Thanks for the ear and for the help with debugging OpenStack issues by improving the signal to noise ratio.

--Rocky

From: Armando M. [mailto:armamig at gmail.com]
Sent: Tuesday, November 10, 2015 11:39 AM
To: OpenStack Development Mailing List (not for usage questions)
Subject: Re: [openstack-dev] Can we get some sanity in the Neutron logs please?



On 10 November 2015 at 11:12, Matt Riedemann <mriedem at linux.vnet.ibm.com<mailto:mriedem at linux.vnet.ibm.com>> wrote:


On 11/10/2015 1:10 PM, Matt Riedemann wrote:


On 11/10/2015 12:51 PM, Armando M. wrote:


On 10 November 2015 at 10:33, Matt Riedemann <mriedem at linux.vnet.ibm.com<mailto:mriedem at linux.vnet.ibm.com>
<mailto:mriedem at linux.vnet.ibm.com<mailto:mriedem at linux.vnet.ibm.com>>> wrote:

    Let me qualify by saying I'm not a Neutron person.

    We know that gate-tempest-dsvm-neutron-full is failing hard as of
    the last 24 hours [1].

    An error that's been showing up in tempest runs with neutron a lot
is:

    "AssertionError: 0 == 0 : No IPv4 addresses found in: []"

    So checking logstash [2] it's hitting a lot. It's only recent
    because that failure message is new to Tempest in the last day or
    so, but it has a lot of hits, so whatever it is, it's failing a lot.

    So the next step is usually digging into service logs looking for
    errors. I check the q-svc logs first. Not many errors but a
    bazillion warnings for things not found (networks and devices). [3]

    For example:

    2015-11-10 17:13:02.542 WARNING neutron.plugins.ml2.rpc
    [req-15a73753-1512-4689-9404-9658a0cd0c09 None None] Device
    aaa525be-14eb-44a5-beb0-ed722896be93 requested by agent
    ovs-agent-devstack-trusty-rax-iad-5785199 not found in database

    2015-11-10 17:14:17.754 WARNING neutron.api.rpc.handlers.dhcp_rpc
    [req-3d7e9848-6151-4780-907f-43f11a2a8545 None None] Network
    b07ad9b2-e63e-4459-879d-3721074704e5 could not be found, it might
    have been deleted concurrently.

    Are several hundred of these warnings useful to an operator trying
    to debug a problem? The point of the CI gate testing is to try and
    simulate a production cloud environment. When something goes wrong,
    you check the logs. With the amount of warning/error level logging
    that is in the neutron logs, finding a real problem is like looking
    for a needle in a haystack.
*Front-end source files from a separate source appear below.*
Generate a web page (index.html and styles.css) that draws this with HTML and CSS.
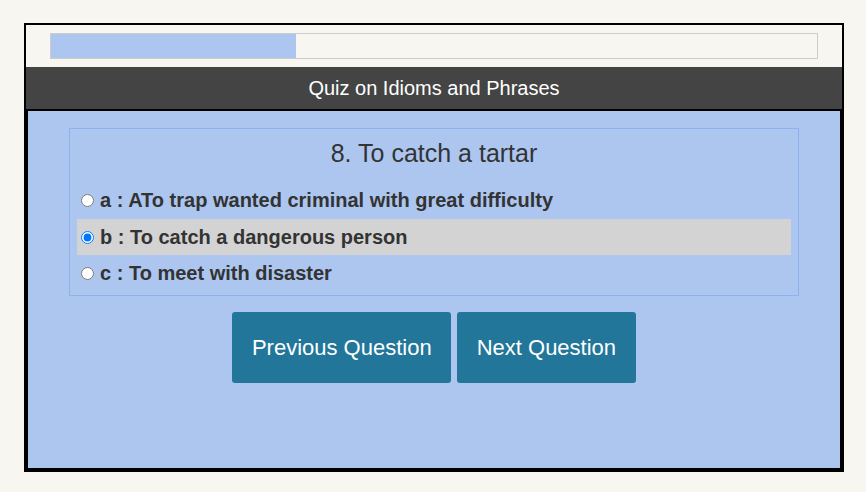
FILE: index.html
```html
<!DOCTYPE html>
<html>
<head>
<meta charset="utf-8">
<link rel="stylesheet" href="styles.css">
</head>
<body>
<div class="quiz">
  <div class="progress-wrap">
    <div class="progress"><div class="progress-fill" style="width:32%"></div></div>
  </div>
  <div class="header">Quiz on Idioms and Phrases</div>
  <div class="body">
    <div class="question">
      <div class="title">8. To catch a tartar</div>
      <label class="option first"><input type="radio" name="q"> a : ATo trap wanted criminal with great difficulty</label>
      <label class="option selected"><input type="radio" name="q" checked> b : To catch a dangerous person</label>
      <label class="option"><input type="radio" name="q"> c : To meet with disaster</label>
    </div>
    <div class="buttons">
      <button class="btn">Previous Question</button>
      <button class="btn">Next Question</button>
    </div>
  </div>
</div>
</body>
</html>
```

FILE: styles.css
```css
* { box-sizing: border-box; }
html, body { margin: 0; padding: 0; }
body {
  background: #f7f6f1;
  font-family: "Liberation Sans", Arial, sans-serif;
  color: #333;
}
.quiz {
  margin: 23px 0 0 24px;
  width: 820px;
  height: 449px;
  border: 2px solid #000;
  display: flex;
  flex-direction: column;
}
.progress-wrap {
  padding: 8px 24px;
}
.progress {
  height: 26px;
  border: 1px solid #cccccc;
  background: #f7f6f1;
}
.progress-fill {
  height: 100%;
  background: #adc6f0;
}
.header {
  background: #444444;
  color: #fff;
  height: 42px;
  line-height: 42px;
  text-align: center;
  font-size: 20px;
}
.body {
  flex: 1;
  background: #adc6f0;
  border: 2px solid #000;
  padding: 17px 41px 0;
}
.question {
  border: 1px solid #8fb1ee;
  padding: 0 7px 4px;
}
.title {
  text-align: center;
  font-size: 25px;
  line-height: 30px;
  margin: 9px 0 14px;
}
.option {
  display: flex;
  align-items: center;
  height: 36px;
  font-size: 20px;
  font-weight: bold;
  color: #333;
}
.option.first {
  height: 37px;
}
.option input {
  margin: 0 6px 0 4px;
  width: 13px;
  height: 13px;
}
.option.selected {
  background: #d3d3d3;
}
.buttons {
  display: flex;
  justify-content: center;
  gap: 6px;
  margin-top: 16px;
}
.btn {
  background: #21769a;
  color: #fff;
  border: none;
  border-radius: 3px;
  font-family: "Liberation Sans", Arial, sans-serif;
  font-size: 22px;
  line-height: 25px;
  padding: 23px 19.5px;
}
```
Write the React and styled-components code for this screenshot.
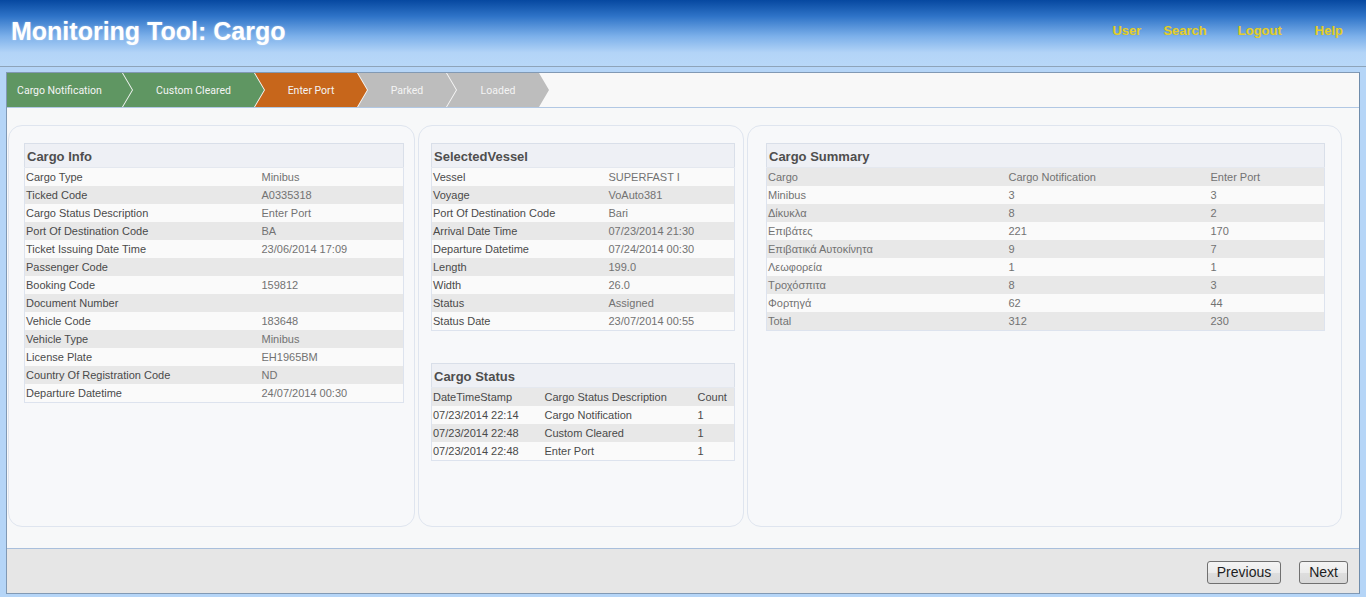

Since everything is async, 404s are
    expected when racing to delete a resource and they should be handled
    gracefully.

    Anyway, the server log isn't useful so I go digging in the agent
    logs and stacktraces there are aplenty. [4]

    Particularly this:

    "Exception: Port tapcea51630-e1 is not ready, resync needed"

    That's due to a new change landing in the last 24 hours [5]. But the
    trace shows up over 16K times since it landed [6].

    Checking the code, it's basically a loop processing events and when
    it hits an event it can't handle, it punts (breaking the loop so you
    don't process the other events after it - which is a bug), and the
    code that eventually handles it is just catching all Exception and
    tracing them out assuming they are really bad.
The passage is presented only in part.